In July of this year, the writer, lecturer, and activist, Ash Sarkar, appeared on the breakfast television programme, Good Morning Britain, describing herself as ‘literally a communist’ in a hot-tempered exchange with the show’s host – the Trump-apologist and former editor of the News of the World and Daily Mirror, Piers Morgan. Sarkar’s comments provoked discussion in some seemingly unlikely places, including Teen Vogue and Elle magazine. But they also generated discussion in some more conventional settings: the meaning of the word communism was debated on the BBC’s Daily Politics show, controversy raged on Twitter, and the incident provided copy for a variety of magazine and newspaper columns. ‘Communism is hip again – but until it means liberty, count me out, comrade’, ran a headline in The Guardian. ‘Does Teen Vogue understand what it means to be ‘literally a communist’?’, The Spectator enquired. ‘Communism isn’t cool, it’s a murderous creed’, proclaimed a headline in The Times. What, then – away from the hype and political point-scoring – is one to make of these claims and the attempted rehabilitation of the word communism which prompted them?
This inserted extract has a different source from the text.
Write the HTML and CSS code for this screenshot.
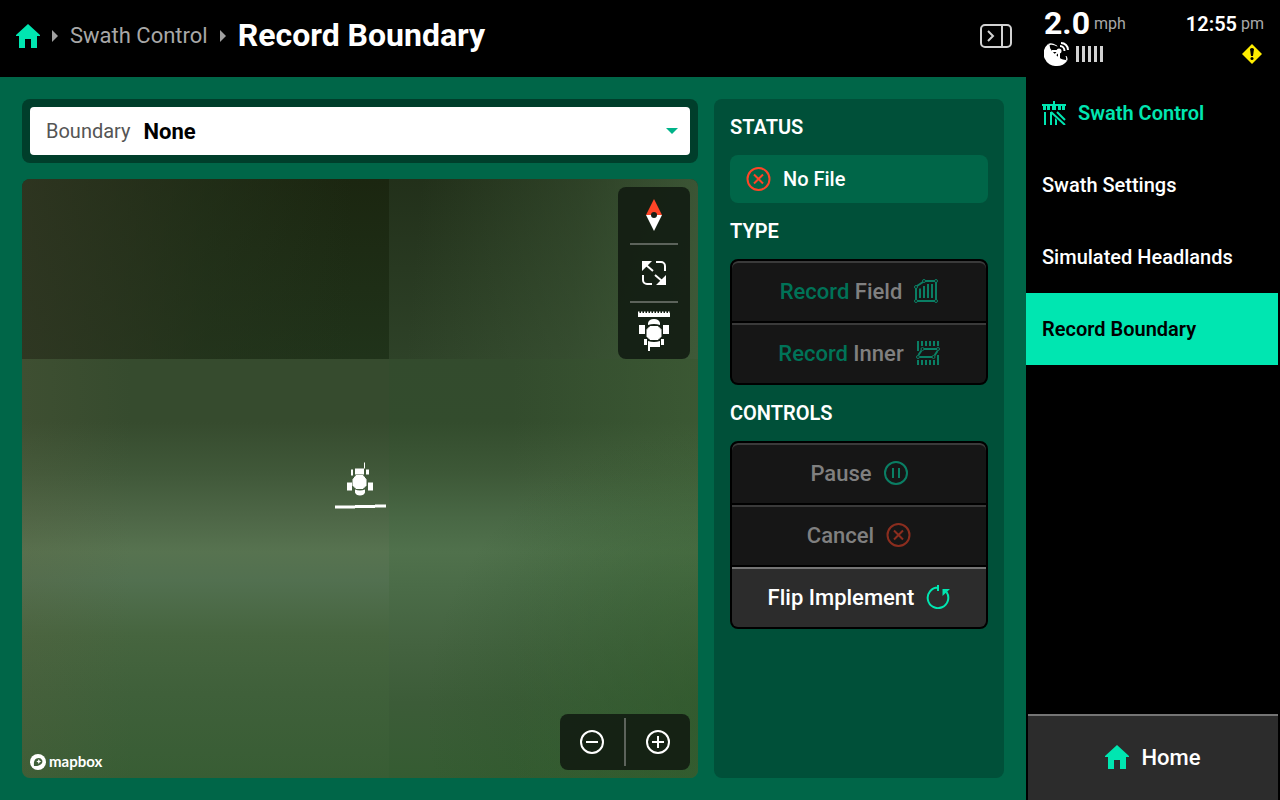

The word ‘communism’ was born in 1840. It was coined by leaders of the secret societies which grew up in Paris under the July Monarchy of Louis Philippe (1830-1848). It was preceded by the word ‘socialism’ – first used in an Owenite periodical in 1827 – and both terms were antedated by a host of others, forming a primitive socialist vocabulary: radicalism, agrarianism, harmonisme, uniteism, synthesism, associationism, phalensterianism.
Because of its militant, revolutionary connotations, the word was adopted by Karl Marx and Friedrich Engels, who set out their own communist programme in their manifesto of 1848. By the 1880s however, Engels had ceased to use the term, opting instead for ‘socialism’ in describing the new model of society he envisioned. In any case, the revolutionary meaning belonging to the word in the middle decades of the nineteenth century applied only in Continental Europe. In Britain and America self-described communists were peaceful and often religious, preoccupied with the formation of intentional communities, rather than the conquest of state power. In fact, between 1880 and 1918, the word communism was almost entirely expunged of its revolutionary content, meaning simply a community of property.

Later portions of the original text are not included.